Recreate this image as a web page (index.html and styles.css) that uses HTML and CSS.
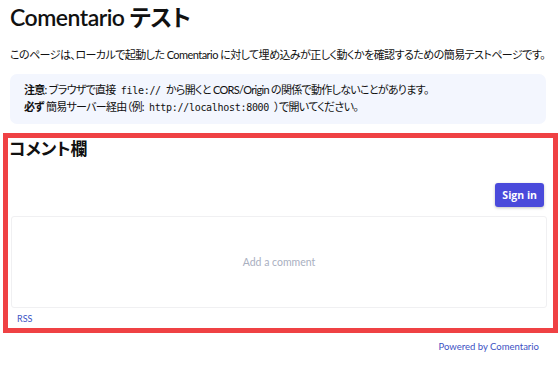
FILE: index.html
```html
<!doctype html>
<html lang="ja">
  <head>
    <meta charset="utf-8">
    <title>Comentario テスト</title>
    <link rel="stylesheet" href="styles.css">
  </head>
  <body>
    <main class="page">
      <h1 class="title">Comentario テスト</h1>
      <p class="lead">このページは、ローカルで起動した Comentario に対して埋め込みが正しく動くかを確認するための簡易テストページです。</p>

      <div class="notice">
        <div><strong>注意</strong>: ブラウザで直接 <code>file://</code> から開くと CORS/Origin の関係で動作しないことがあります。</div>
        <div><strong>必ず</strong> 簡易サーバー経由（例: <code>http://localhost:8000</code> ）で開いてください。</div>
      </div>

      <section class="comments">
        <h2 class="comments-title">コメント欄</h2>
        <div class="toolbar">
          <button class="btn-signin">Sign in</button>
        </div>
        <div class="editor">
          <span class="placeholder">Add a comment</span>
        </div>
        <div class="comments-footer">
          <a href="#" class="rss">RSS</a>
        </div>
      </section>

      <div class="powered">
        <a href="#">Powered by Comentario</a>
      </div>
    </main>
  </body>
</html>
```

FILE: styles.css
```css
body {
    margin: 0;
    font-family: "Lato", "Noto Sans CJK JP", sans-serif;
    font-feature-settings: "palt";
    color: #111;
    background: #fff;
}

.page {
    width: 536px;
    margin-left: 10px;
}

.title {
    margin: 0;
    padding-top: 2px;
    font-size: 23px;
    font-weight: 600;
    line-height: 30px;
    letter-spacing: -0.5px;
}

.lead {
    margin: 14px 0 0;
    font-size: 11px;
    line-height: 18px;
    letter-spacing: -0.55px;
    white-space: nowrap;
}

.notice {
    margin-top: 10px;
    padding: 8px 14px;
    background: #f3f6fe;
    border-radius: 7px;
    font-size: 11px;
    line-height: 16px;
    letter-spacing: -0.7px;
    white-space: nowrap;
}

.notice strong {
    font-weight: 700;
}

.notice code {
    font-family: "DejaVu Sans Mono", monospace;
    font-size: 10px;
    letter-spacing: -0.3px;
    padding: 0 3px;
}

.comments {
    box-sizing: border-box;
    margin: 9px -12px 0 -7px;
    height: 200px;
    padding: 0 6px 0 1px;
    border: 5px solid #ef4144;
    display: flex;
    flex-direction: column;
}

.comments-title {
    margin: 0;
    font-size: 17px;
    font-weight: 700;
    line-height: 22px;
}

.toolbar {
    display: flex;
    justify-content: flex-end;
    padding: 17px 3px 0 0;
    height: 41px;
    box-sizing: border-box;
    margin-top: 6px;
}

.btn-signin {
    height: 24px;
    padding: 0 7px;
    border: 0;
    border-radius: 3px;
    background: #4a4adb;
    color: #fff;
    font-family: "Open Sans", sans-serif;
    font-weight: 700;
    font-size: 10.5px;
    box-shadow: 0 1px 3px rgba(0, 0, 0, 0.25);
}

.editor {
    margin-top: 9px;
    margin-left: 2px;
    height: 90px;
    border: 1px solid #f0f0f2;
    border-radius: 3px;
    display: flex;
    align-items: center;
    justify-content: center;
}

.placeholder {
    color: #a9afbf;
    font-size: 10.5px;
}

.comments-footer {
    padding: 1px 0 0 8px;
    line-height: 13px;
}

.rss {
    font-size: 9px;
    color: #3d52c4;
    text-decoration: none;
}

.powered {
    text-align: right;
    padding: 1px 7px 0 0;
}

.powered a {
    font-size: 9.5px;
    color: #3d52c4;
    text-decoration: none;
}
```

**Short exercise**. Each line of the data should be quoted exactly, with pictures left out.

**Complete answer**.
Recreate this image as a web page (index.html and styles.css) that uses HTML and CSS.
FILE: index.html
```html
<!doctype html>
<html lang="ja">
  <head>
    <meta charset="utf-8">
    <title>Comentario テスト</title>
    <link rel="stylesheet" href="styles.css">
  </head>
  <body>
    <main class="page">
      <h1 class="title">Comentario テスト</h1>
      <p class="lead">このページは、ローカルで起動した Comentario に対して埋め込みが正しく動くかを確認するための簡易テストページです。</p>

      <div class="notice">
        <div><strong>注意</strong>: ブラウザで直接 <code>file://</code> から開くと CORS/Origin の関係で動作しないことがあります。</div>
        <div><strong>必ず</strong> 簡易サーバー経由（例: <code>http://localhost:8000</code> ）で開いてください。</div>
      </div>

      <section class="comments">
        <h2 class="comments-title">コメント欄</h2>
        <div class="toolbar">
          <button class="btn-signin">Sign in</button>
        </div>
        <div class="editor">
          <span class="placeholder">Add a comment</span>
        </div>
        <div class="comments-footer">
          <a href="#" class="rss">RSS</a>
        </div>
      </section>

      <div class="powered">
        <a href="#">Powered by Comentario</a>
      </div>
    </main>
  </body>
</html>
```

FILE: styles.css
```css
body {
    margin: 0;
    font-family: "Lato", "Noto Sans CJK JP", sans-serif;
    font-feature-settings: "palt";
    color: #111;
    background: #fff;
}

.page {
    width: 536px;
    margin-left: 10px;
}

.title {
    margin: 0;
    padding-top: 2px;
    font-size: 23px;
    font-weight: 600;
    line-height: 30px;
    letter-spacing: -0.5px;
}

.lead {
    margin: 14px 0 0;
    font-size: 11px;
    line-height: 18px;
    letter-spacing: -0.55px;
    white-space: nowrap;
}

.notice {
    margin-top: 10px;
    padding: 8px 14px;
    background: #f3f6fe;
    border-radius: 7px;
    font-size: 11px;
    line-height: 16px;
    letter-spacing: -0.7px;
    white-space: nowrap;
}

.notice strong {
    font-weight: 700;
}

.notice code {
    font-family: "DejaVu Sans Mono", monospace;
    font-size: 10px;
    letter-spacing: -0.3px;
    padding: 0 3px;
}

.comments {
    box-sizing: border-box;
    margin: 9px -12px 0 -7px;
    height: 200px;
    padding: 0 6px 0 1px;
    border: 5px solid #ef4144;
    display: flex;
    flex-direction: column;
}

.comments-title {
    margin: 0;
    font-size: 17px;
    font-weight: 700;
    line-height: 22px;
}

.toolbar {
    display: flex;
    justify-content: flex-end;
    padding: 17px 3px 0 0;
    height: 41px;
    box-sizing: border-box;
    margin-top: 6px;
}

.btn-signin {
    height: 24px;
    padding: 0 7px;
    border: 0;
    border-radius: 3px;
    background: #4a4adb;
    color: #fff;
    font-family: "Open Sans", sans-serif;
    font-weight: 700;
    font-size: 10.5px;
    box-shadow: 0 1px 3px rgba(0, 0, 0, 0.25);
}

.editor {
    margin-top: 9px;
    margin-left: 2px;
    height: 90px;
    border: 1px solid #f0f0f2;
    border-radius: 3px;
    display: flex;
    align-items: center;
    justify-content: center;
}

.placeholder {
    color: #a9afbf;
    font-size: 10.5px;
}

.comments-footer {
    padding: 1px 0 0 8px;
    line-height: 13px;
}

.rss {
    font-size: 9px;
    color: #3d52c4;
    text-decoration: none;
}

.powered {
    text-align: right;
    padding: 1px 7px 0 0;
}

.powered a {
    font-size: 9.5px;
    color: #3d52c4;
    text-decoration: none;
}
```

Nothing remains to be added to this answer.